Cocoa is one of the main export items in Ghana amounting to some US$3.2 billion in 2018 – accounting for some 22 percent of total export earnings. The sector is a major employer in the country: around 800,000 farmer families depend on cocoa.
The Touton Group, founded in 1848, is one of the largest independent cocoa traders. The head-office is in Bordeaux, France, and it has subsidiaries in the main cocoa countries. The Group has close to 1,000 employees, with a strong team based in Africa. It is also spearheading some innovative sustainability programs and was one of the first 12 signatories of the CFI. Cocoa Touton Processing Company (CTPC) is a subsidiary of the French Touton Group. Its main activity is the operation of a cocoa processing facility in Ghana.
In 2018, the OPEC Fund approved a US$20 million participation in a US$150 million trade finance facility to CTPC Ghana. The funds are used for financing the purchase of cocoa, storage, processing, transit and for price hedging.
Touton has developed holistic programs to service cocoa farming communities in Ghana. Touton’s Rural Service Centres, known locally as Akuafo Yiedie Fie (AYF) or Farmers’ Wellbeing Houses – provide essential services for smallholder farmers. Farmers have access to a comprehensive ‘package’ of services that enable them to produce more and better-quality cocoa, and to improve their livelihoods. Touton is also leading the 3PRCL program (Partnership for Productivity Protection and Resilience in Cocoa Landscapes) to achieve a deforestation-free cocoa landscape in the Juabeso-Bia Hotspot Intervention Area (HIA) in the western region of Ghana. Touton is working closely with the Forestry Commission and Cocobod and a consortium of technical partners in this ground-breaking project which was commended by Ghana’s President Akkufo Addo at the launch of Ghana REDD+ program for cocoa in November 2019.
The 3PRCL Partnership aims to establish a landscape governance structure and systems at regional, district and community levels with oversight of land use management, forest protection, and improved productivity and livelihoods. It builds on a participatory approach, working closely with the traditional authorities, in making all landscape inhabitants actors of change through the establishment of a 'Community of Good Will'.
The expected outcome of the project is to catalyze investment from the private sector to preserve approximately 160,000 hectares of protected forest reserve and deliver socio-economic benefits to an estimated 150,000 people.
“The trade finance facility we helped provide for CTPC is an excellent example of how the development community can work with the private sector to finance climate change adaptation measures in developing countries,” says OPEC Fund Director-General Dr Abdulhamid Alkhalifa. “The Touton Group works with communities that are extremely vulnerable to climate change and that are already experiencing its impacts. The OPEC Fund is pleased to have the opportunity to help boost adaptation and resilience in Ghana.”

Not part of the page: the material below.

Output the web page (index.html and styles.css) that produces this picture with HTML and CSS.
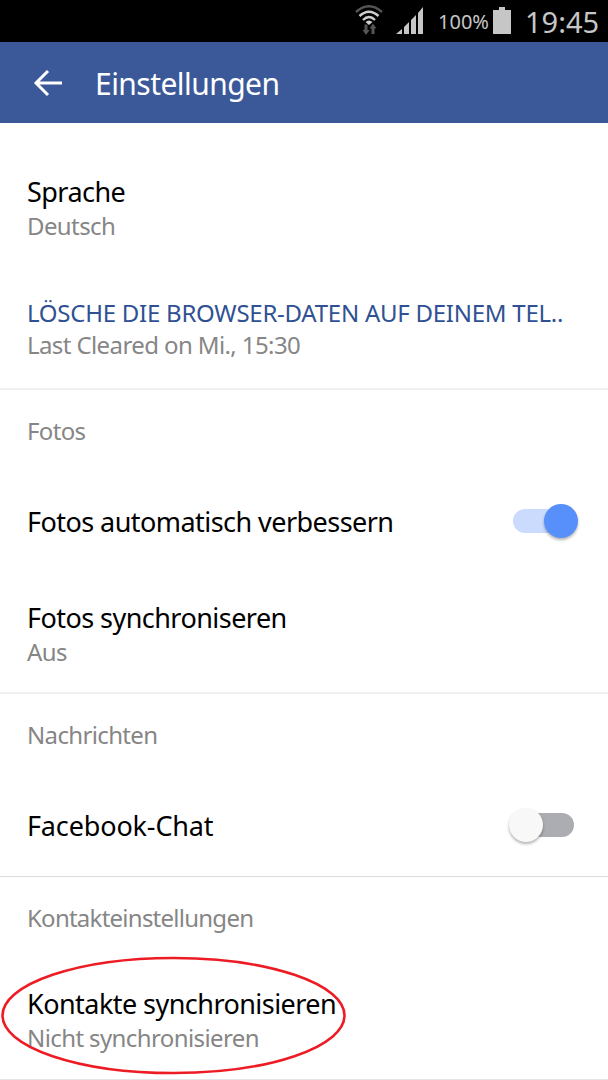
FILE: index.html
```
<!DOCTYPE html>
<html lang="de">
<head>
    <meta charset="UTF-8">
    <meta name="viewport" content="width=device-width, initial-scale=1.0">
    <title>Einstellungen</title>
    <link rel="stylesheet" href="styles.css">
</head>
<body>
    <div class="statusbar">
        <svg class="wifi" width="28" height="31" viewBox="0 0 28 31" fill="none">
            <path d="M1 7 Q14 -4.500 27 7" stroke="#555" stroke-width="2.4"/>
            <path d="M4.500 11 Q14 2.500 23.500 11" stroke="#cfcfcf" stroke-width="2.4"/>
            <path d="M8 15 Q14 9 20 15" stroke="#cfcfcf" stroke-width="2.4"/>
            <path d="M10.500 17 Q14 14 17.500 17 L14 20 Z" fill="#cfcfcf"/>
            <path d="M9.5 19.500 h3 v5.500 h2 l-3.500 5 l-3.500 -5 h2 z M16.500 29 h3 v-5.500 h2 l-3.500 -5 l-3.500 5 h2 z" fill="#555"/>
        </svg>
        <svg class="signal" width="28" height="28" viewBox="0 0 28 28" fill="#c6c6c6">
            <path d="M0 27 L6 22 V27 Z M8 20 L13 15 V27 H8 Z M15 13 L20 8 V27 H15 Z M22 6 L27 0 V27 H22 Z"/>
        </svg>
        <span class="percent">100%</span>
        <svg class="battery" width="18" height="27" viewBox="0 0 18 27" fill="#c6c6c6">
            <path d="M6 0 H12 V3 H18 V27 H0 V3 H6 Z"/>
        </svg>
        <span class="clock">19:45</span>
    </div>
    <div class="header">
        <svg class="back" width="30" height="28" viewBox="0 0 30 28" fill="none" stroke="#fff" stroke-width="3">
            <path d="M29 14 H3 M15 2 L3 14 L15 26"/>
        </svg>
        <h1>Einstellungen</h1>
    </div>

    <div class="section general">
        <div class="item">
            <div class="title">Sprache</div>
            <div class="sub">Deutsch</div>
        </div>
        <div class="item browser">
            <div class="link">LÖSCHE DIE BROWSER-DATEN AUF DEINEM TEL..</div>
            <div class="sub">Last Cleared on Mi., 15:30</div>
        </div>
    </div>

    <div class="section photos">
        <h2>Fotos</h2>
        <div class="item row">
            <div class="title">Fotos automatisch verbessern</div>
            <div class="switch on"><div class="knob"></div></div>
        </div>
        <div class="item">
            <div class="title">Fotos synchroniseren</div>
            <div class="sub">Aus</div>
        </div>
    </div>

    <div class="section messages">
        <h2>Nachrichten</h2>
        <div class="item row">
            <div class="title chat">Facebook-Chat</div>
            <div class="switch"><div class="knob"></div></div>
        </div>
    </div>

    <div class="section contacts">
        <h2>Kontakteinstellungen</h2>
        <div class="item marked">
            <div class="title">Kontakte synchronisieren</div>
            <div class="sub">Nicht synchronisieren</div>
            <svg class="ring" width="346" height="120" viewBox="0 0 346 120" fill="none">
                <ellipse cx="173.500" cy="60.500" rx="171" ry="57.500" stroke="#ed1c24" stroke-width="2.6"/>
            </svg>
        </div>
    </div>
</body>
</html>
```
FILE: styles.css
```
* {
    box-sizing: border-box;
}
body {
    margin: 0;
    height: 1080px;
    overflow: hidden;
    background: #fff;
    font-family: 'Noto Sans', sans-serif;
    color: #000;
}
.statusbar {
    display: flex;
    align-items: center;
    height: 42px;
    padding-left: 355px;
    background: #000;
    color: #c6c6c6;
    white-space: nowrap;
}
.wifi {
    margin-top: -2px;
}
.signal {
    margin-left: 13px;
}
.percent {
    width: 51px;
    margin-left: 14px;
    font-size: 20px;
}
.battery {
    margin-left: 4px;
    margin-top: -2px;
}
.clock {
    margin-left: 14px;
    font-size: 29px;
}
.header {
    display: flex;
    align-items: center;
    height: 81px;
    padding-left: 33px;
    background: #3b5998;
    color: #fff;
}
.back {
    margin-top: 1px;
}
h1 {
    margin: 2px 0 0 32px;
    font-size: 30px;
    font-weight: 400;
    letter-spacing: -0.55px;
}
.section {
    padding: 0 27px;
    border-bottom: 2px solid #f0f0f0;
}
.general {
    height: 267px;
    padding-top: 51px;
}
.photos {
    height: 304px;
    padding-top: 25px;
}
.messages {
    height: 183px;
    padding-top: 25px;
    border-bottom: 1px solid #dcdcdc;
}
.contacts {
    height: 203px;
    padding-top: 25px;
    border-bottom: 1px solid #e4e4e4;
}
h2 {
    margin: 0 0 57px;
    font-size: 24px;
    font-weight: 400;
    line-height: 32px;
    letter-spacing: -0.65px;
    color: #868686;
}
.contacts h2 {
    margin-bottom: 52px;
    letter-spacing: -0.75px;
}
.title {
    font-size: 27px;
    line-height: 36px;
    letter-spacing: -0.55px;
    white-space: nowrap;
}
.title.chat {
    letter-spacing: -0.15px;
}
.sub {
    margin-top: -1px;
    font-size: 24px;
    line-height: 34px;
    letter-spacing: -0.6px;
    color: #868686;
}
.link {
    font-size: 24px;
    line-height: 32px;
    letter-spacing: -0.25px;
    color: #2f5193;
    white-space: nowrap;
}
.browser {
    margin-top: 54px;
}
.browser .sub {
    margin-top: 0;
    line-height: 32px;
}
.row {
    display: flex;
    justify-content: space-between;
    align-items: center;
}
.photos .row {
    margin-bottom: 60px;
}
/* switches */
.switch {
    display: flex;
    align-items: center;
    width: 61px;
    height: 24px;
    margin-right: 7px;
    margin-bottom: 2px;
    border-radius: 12px;
    background: #abadb2;
}
.knob {
    flex: none;
    width: 34px;
    height: 34px;
    margin-left: -4px;
    border-radius: 50%;
    background: #f8f8f8;
    box-shadow: 0 2px 3px rgba(0, 0, 0, 0.3);
}
.switch.on {
    justify-content: flex-end;
    background: #cbdbfe;
}
.switch.on .knob {
    margin-right: -4px;
    background: #578ffb;
}
/* red marker over the last item */
.marked {
    position: relative;
}
.ring {
    position: absolute;
    left: -27px;
    top: -31px;
}
```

The Cocoa and Forests Initiative (CFI) brings together private and public sector actors in Ghana and Côte d’Ivoire to identify solutions to climate challenges, such as fluctuating weather patterns and prolonged drought, faced by smallholder cocoa farmers. With improved planting materials, professional farming techniques, and sustainable soil fertility management, cocoa productivity can be responsibly increased and farmers can better cope with climate change. Both governments are also heavily invested in pursuing climate change reduction strategies through their REDD+ programmes. In addition to Touton’s 3PRCL program, Olam and Rainforest Alliance, in collaboration with the Forestry Commission, are building on their ‘Climate Cocoa Partnership for REDD+ Preparation’ project to improve landscape conservation and income opportunities for local communities in Ghana. Twelve companies, including Touton and Olam, initially signed up to CFI. The initiative now includes 35 signatories.